▶ _THE TASK_: Write out each line that follows exactly as it stands, without the pictures.

▶ _EXERCISE MATERIALS_:

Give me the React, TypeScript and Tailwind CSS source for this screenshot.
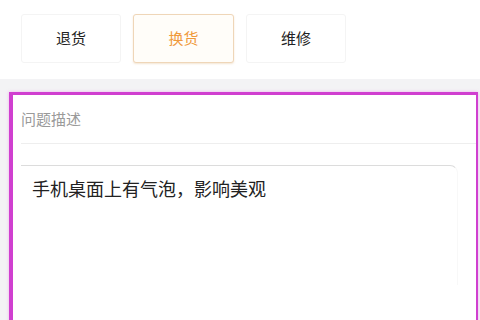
const tabs = [
  { label: "退货", active: false },
  { label: "换货", active: true },
  { label: "维修", active: false },
];

export default function App() {
  return (
    <div
      className="w-[480px] h-[320px] overflow-hidden bg-[#f3f3f5]"
      style={{ fontFamily: '"Noto Sans CJK SC", "Noto Sans", sans-serif' }}
    >
      <div className="h-[79px] bg-white pt-[14px] pl-[21px] flex gap-[12px]">
        {tabs.map((t) => (
          <div
            key={t.label}
            className={
              t.active
                ? "w-[101px] h-[49px] flex items-center justify-center rounded-[3px] border border-[#efd6b8] bg-[#fffdf9] text-[15px] text-[#f09a3c] shadow-[0_1px_2px_rgba(220,180,130,0.35)]"
                : "w-[100px] h-[49px] flex items-center justify-center rounded-[3px] border border-[#f4f4f4] bg-white text-[15px] text-[#222]"
            }
          >
            {t.label}
          </div>
        ))}
      </div>

      <div className="ml-[9px] mt-[13px] w-[469px] h-[240px] bg-white border-l-[4px] border-t-[3px] border-r-2 border-[#d03fd0] shadow-[0_0_3px_rgba(230,120,230,0.5)]">
        <div className="ml-[8px] h-[49px] flex items-center border-b border-[#eeeeee] text-[15px] text-[#9a9a9a]">
          问题描述
        </div>
        <div className="pt-[21px] pl-[8px] pr-[18px]">
          <div className="h-[120px] rounded-tr-[8px] border-t border-r border-t-[#dcdcdc] border-r-[#f8f8f8] pl-[11px] pt-[10px] text-[18px] leading-[24px] text-[#222]">
            手机桌面上有气泡，影响美观
          </div>
        </div>
      </div>
    </div>
  );
}
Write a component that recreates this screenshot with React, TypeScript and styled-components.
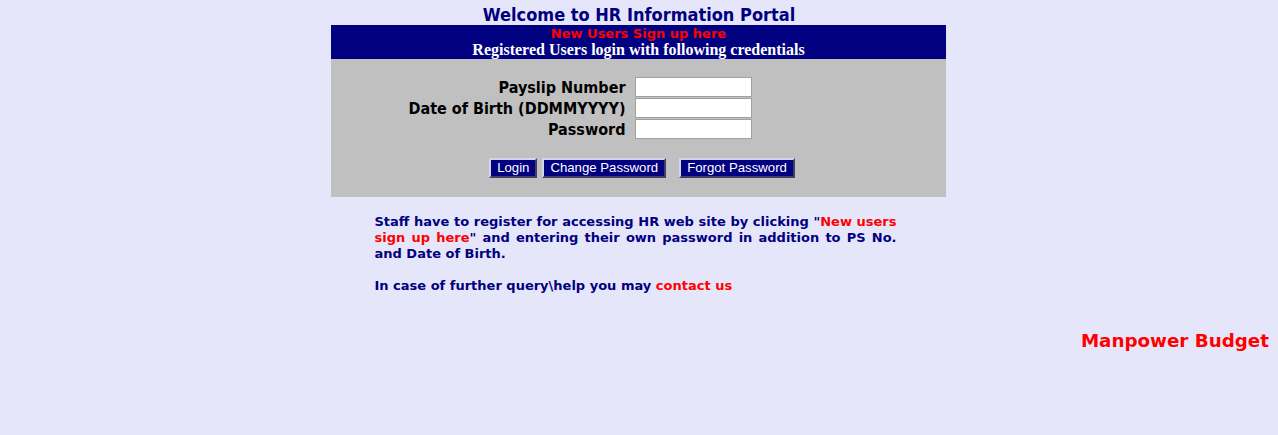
import React from "react";
import styled, { createGlobalStyle } from "styled-components";

const Global = createGlobalStyle`
  html, body { margin: 0; padding: 0; background: #e6e6fa; }
  body { font-family: "DejaVu Sans", Verdana, sans-serif; }
`;

const Page = styled.div`
  width: 1278px;
  height: 435px;
  display: flex;
  flex-direction: column;
  align-items: center;
  background: #e6e6fa;
`;

const Title = styled.h1`
  margin: 0;
  height: 25px;
  display: flex;
  align-items: flex-end;
  font-family: "DejaVu Sans Condensed", "DejaVu Sans", sans-serif;
  font-weight: bold;
  font-size: 18px;
  line-height: 20px;
  color: #000080;
`;

const Panel = styled.div`
  width: 615px;
  margin-right: 1px;
  display: flex;
  flex-direction: column;
`;

const Banner = styled.div`
  background: #000080;
  height: 34px;
  display: flex;
  flex-direction: column;
  align-items: center;
  justify-content: center;
`;

const SignUp = styled.a`
  font-family: "DejaVu Sans", Verdana, sans-serif;
  font-weight: bold;
  font-size: 13px;
  line-height: 15px;
  color: #ff0000;
  text-decoration: none;
  cursor: pointer;
`;

const Registered = styled.div`
  font-family: "Liberation Serif", "Times New Roman", serif;
  font-weight: bold;
  font-size: 16px;
  line-height: 18px;
  color: #ffffff;
`;

const FormArea = styled.div`
  background: #c0c0c0;
  height: 138px;
  box-sizing: border-box;
  padding-top: 18px;
  display: flex;
  flex-direction: column;
  align-items: center;
`;

const Fields = styled.div`
  display: grid;
  grid-template-columns: auto 117px;
  grid-auto-rows: 20px;
  column-gap: 9px;
  row-gap: 1px;
  align-items: center;
  margin-left: -117px;
`;

const Label = styled.label`
  font-family: "DejaVu Sans Condensed", "DejaVu Sans", sans-serif;
  font-weight: bold;
  font-size: 16px;
  line-height: 20px;
  height: 20px;
  color: #000000;
  text-align: right;
  transform: translateY(1px);
`;

const Input = styled.input`
  width: 117px;
  height: 20px;
  box-sizing: border-box;
  border: 1px solid #a0a0a0;
  background: #ffffff;
  margin: 0;
  padding: 1px 2px;
  font-size: 13px;
`;

const Buttons = styled.div`
  display: flex;
  margin-top: 19px;
  margin-left: 7px;
`;

const Button = styled.button<{ $gap?: number }>`
  height: 20px;
  margin-left: ${(p) => p.$gap ?? 0}px;
  box-sizing: border-box;
  padding: 0 6px;
  background: #000080;
  color: #ffffff;
  font-family: "Liberation Sans", Arial, sans-serif;
  font-size: 13.2px;
  line-height: 16px;
  border: 2px solid;
  border-color: #d4d4e8 #404060 #404060 #d4d4e8;
  cursor: pointer;
`;

const Info = styled.div`
  width: 522px;
  margin-top: 17px;
  margin-left: -7px;
  font-family: "DejaVu Sans", Verdana, sans-serif;
  font-weight: bold;
  font-size: 13px;
  line-height: 16px;
  color: #000080;
  text-align: justify;
`;

const Para = styled.p`
  margin: 0 0 16px 0;
`;

const Red = styled.a`
  color: #ff0000;
  text-decoration: none;
  cursor: pointer;
`;

const Footer = styled.div`
  align-self: stretch;
  display: flex;
  justify-content: flex-end;
  padding-right: 9px;
  margin-top: 20px;
`;

const Budget = styled.a`
  font-family: "DejaVu Sans", Verdana, sans-serif;
  font-weight: bold;
  font-size: 18.3px;
  line-height: 22px;
  color: #ff0000;
  text-decoration: none;
  cursor: pointer;
`;

export default function App() {
  return (
    <>
      <Global />
      <Page>
        <Title>Welcome to HR Information Portal</Title>
        <Panel>
          <Banner>
            <SignUp>New Users Sign up here</SignUp>
            <Registered>Registered Users login with following credentials</Registered>
          </Banner>
          <FormArea>
            <Fields>
              <Label htmlFor="ps">Payslip Number</Label>
              <Input id="ps" type="text" />
              <Label htmlFor="dob">Date of Birth (DDMMYYYY)</Label>
              <Input id="dob" type="text" />
              <Label htmlFor="pw">Password</Label>
              <Input id="pw" type="password" />
            </Fields>
            <Buttons>
              <Button>Login</Button>
              <Button $gap={5}>Change Password</Button>
              <Button $gap={13}>Forgot Password</Button>
            </Buttons>
          </FormArea>
        </Panel>
        <Info>
          <Para>
            Staff have to register for accessing HR web site by clicking "<Red>New users sign up here</Red>" and
            entering their own password in addition to PS No. and Date of Birth.
          </Para>
          <Para>
            In case of further query\help you may <Red>contact us</Red>
          </Para>
        </Info>
        <Footer>
          <Budget>Manpower Budget</Budget>
        </Footer>
      </Page>
    </>
  );
}
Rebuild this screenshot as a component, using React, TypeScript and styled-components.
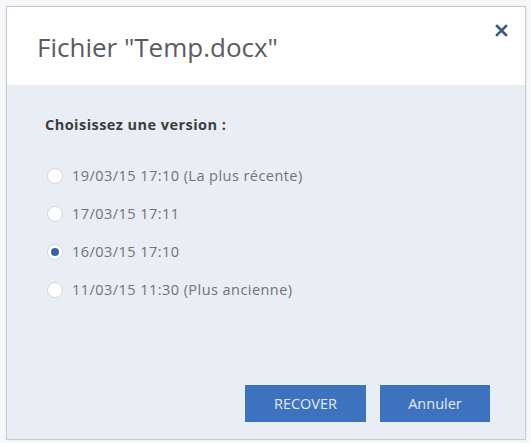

▶ _SOLUTION_:
Give me the React, TypeScript and Tailwind CSS source for this screenshot.
const tabs = [
  { label: "退货", active: false },
  { label: "换货", active: true },
  { label: "维修", active: false },
];

export default function App() {
  return (
    <div
      className="w-[480px] h-[320px] overflow-hidden bg-[#f3f3f5]"
      style={{ fontFamily: '"Noto Sans CJK SC", "Noto Sans", sans-serif' }}
    >
      <div className="h-[79px] bg-white pt-[14px] pl-[21px] flex gap-[12px]">
        {tabs.map((t) => (
          <div
            key={t.label}
            className={
              t.active
                ? "w-[101px] h-[49px] flex items-center justify-center rounded-[3px] border border-[#efd6b8] bg-[#fffdf9] text-[15px] text-[#f09a3c] shadow-[0_1px_2px_rgba(220,180,130,0.35)]"
                : "w-[100px] h-[49px] flex items-center justify-center rounded-[3px] border border-[#f4f4f4] bg-white text-[15px] text-[#222]"
            }
          >
            {t.label}
          </div>
        ))}
      </div>

      <div className="ml-[9px] mt-[13px] w-[469px] h-[240px] bg-white border-l-[4px] border-t-[3px] border-r-2 border-[#d03fd0] shadow-[0_0_3px_rgba(230,120,230,0.5)]">
        <div className="ml-[8px] h-[49px] flex items-center border-b border-[#eeeeee] text-[15px] text-[#9a9a9a]">
          问题描述
        </div>
        <div className="pt-[21px] pl-[8px] pr-[18px]">
          <div className="h-[120px] rounded-tr-[8px] border-t border-r border-t-[#dcdcdc] border-r-[#f8f8f8] pl-[11px] pt-[10px] text-[18px] leading-[24px] text-[#222]">
            手机桌面上有气泡，影响美观
          </div>
        </div>
      </div>
    </div>
  );
}
Write a component that recreates this screenshot with React, TypeScript and styled-components.
import React from "react";
import styled, { createGlobalStyle } from "styled-components";

const Global = createGlobalStyle`
  html, body { margin: 0; padding: 0; background: #e6e6fa; }
  body { font-family: "DejaVu Sans", Verdana, sans-serif; }
`;

const Page = styled.div`
  width: 1278px;
  height: 435px;
  display: flex;
  flex-direction: column;
  align-items: center;
  background: #e6e6fa;
`;

const Title = styled.h1`
  margin: 0;
  height: 25px;
  display: flex;
  align-items: flex-end;
  font-family: "DejaVu Sans Condensed", "DejaVu Sans", sans-serif;
  font-weight: bold;
  font-size: 18px;
  line-height: 20px;
  color: #000080;
`;

const Panel = styled.div`
  width: 615px;
  margin-right: 1px;
  display: flex;
  flex-direction: column;
`;

const Banner = styled.div`
  background: #000080;
  height: 34px;
  display: flex;
  flex-direction: column;
  align-items: center;
  justify-content: center;
`;

const SignUp = styled.a`
  font-family: "DejaVu Sans", Verdana, sans-serif;
  font-weight: bold;
  font-size: 13px;
  line-height: 15px;
  color: #ff0000;
  text-decoration: none;
  cursor: pointer;
`;

const Registered = styled.div`
  font-family: "Liberation Serif", "Times New Roman", serif;
  font-weight: bold;
  font-size: 16px;
  line-height: 18px;
  color: #ffffff;
`;

const FormArea = styled.div`
  background: #c0c0c0;
  height: 138px;
  box-sizing: border-box;
  padding-top: 18px;
  display: flex;
  flex-direction: column;
  align-items: center;
`;

const Fields = styled.div`
  display: grid;
  grid-template-columns: auto 117px;
  grid-auto-rows: 20px;
  column-gap: 9px;
  row-gap: 1px;
  align-items: center;
  margin-left: -117px;
`;

const Label = styled.label`
  font-family: "DejaVu Sans Condensed", "DejaVu Sans", sans-serif;
  font-weight: bold;
  font-size: 16px;
  line-height: 20px;
  height: 20px;
  color: #000000;
  text-align: right;
  transform: translateY(1px);
`;

const Input = styled.input`
  width: 117px;
  height: 20px;
  box-sizing: border-box;
  border: 1px solid #a0a0a0;
  background: #ffffff;
  margin: 0;
  padding: 1px 2px;
  font-size: 13px;
`;

const Buttons = styled.div`
  display: flex;
  margin-top: 19px;
  margin-left: 7px;
`;

const Button = styled.button<{ $gap?: number }>`
  height: 20px;
  margin-left: ${(p) => p.$gap ?? 0}px;
  box-sizing: border-box;
  padding: 0 6px;
  background: #000080;
  color: #ffffff;
  font-family: "Liberation Sans", Arial, sans-serif;
  font-size: 13.2px;
  line-height: 16px;
  border: 2px solid;
  border-color: #d4d4e8 #404060 #404060 #d4d4e8;
  cursor: pointer;
`;

const Info = styled.div`
  width: 522px;
  margin-top: 17px;
  margin-left: -7px;
  font-family: "DejaVu Sans", Verdana, sans-serif;
  font-weight: bold;
  font-size: 13px;
  line-height: 16px;
  color: #000080;
  text-align: justify;
`;

const Para = styled.p`
  margin: 0 0 16px 0;
`;

const Red = styled.a`
  color: #ff0000;
  text-decoration: none;
  cursor: pointer;
`;

const Footer = styled.div`
  align-self: stretch;
  display: flex;
  justify-content: flex-end;
  padding-right: 9px;
  margin-top: 20px;
`;

const Budget = styled.a`
  font-family: "DejaVu Sans", Verdana, sans-serif;
  font-weight: bold;
  font-size: 18.3px;
  line-height: 22px;
  color: #ff0000;
  text-decoration: none;
  cursor: pointer;
`;

export default function App() {
  return (
    <>
      <Global />
      <Page>
        <Title>Welcome to HR Information Portal</Title>
        <Panel>
          <Banner>
            <SignUp>New Users Sign up here</SignUp>
            <Registered>Registered Users login with following credentials</Registered>
          </Banner>
          <FormArea>
            <Fields>
              <Label htmlFor="ps">Payslip Number</Label>
              <Input id="ps" type="text" />
              <Label htmlFor="dob">Date of Birth (DDMMYYYY)</Label>
              <Input id="dob" type="text" />
              <Label htmlFor="pw">Password</Label>
              <Input id="pw" type="password" />
            </Fields>
            <Buttons>
              <Button>Login</Button>
              <Button $gap={5}>Change Password</Button>
              <Button $gap={13}>Forgot Password</Button>
            </Buttons>
          </FormArea>
        </Panel>
        <Info>
          <Para>
            Staff have to register for accessing HR web site by clicking "<Red>New users sign up here</Red>" and
            entering their own password in addition to PS No. and Date of Birth.
          </Para>
          <Para>
            In case of further query\help you may <Red>contact us</Red>
          </Para>
        </Info>
        <Footer>
          <Budget>Manpower Budget</Budget>
        </Footer>
      </Page>
    </>
  );
}
Rebuild this screenshot as a component, using React, TypeScript and styled-components.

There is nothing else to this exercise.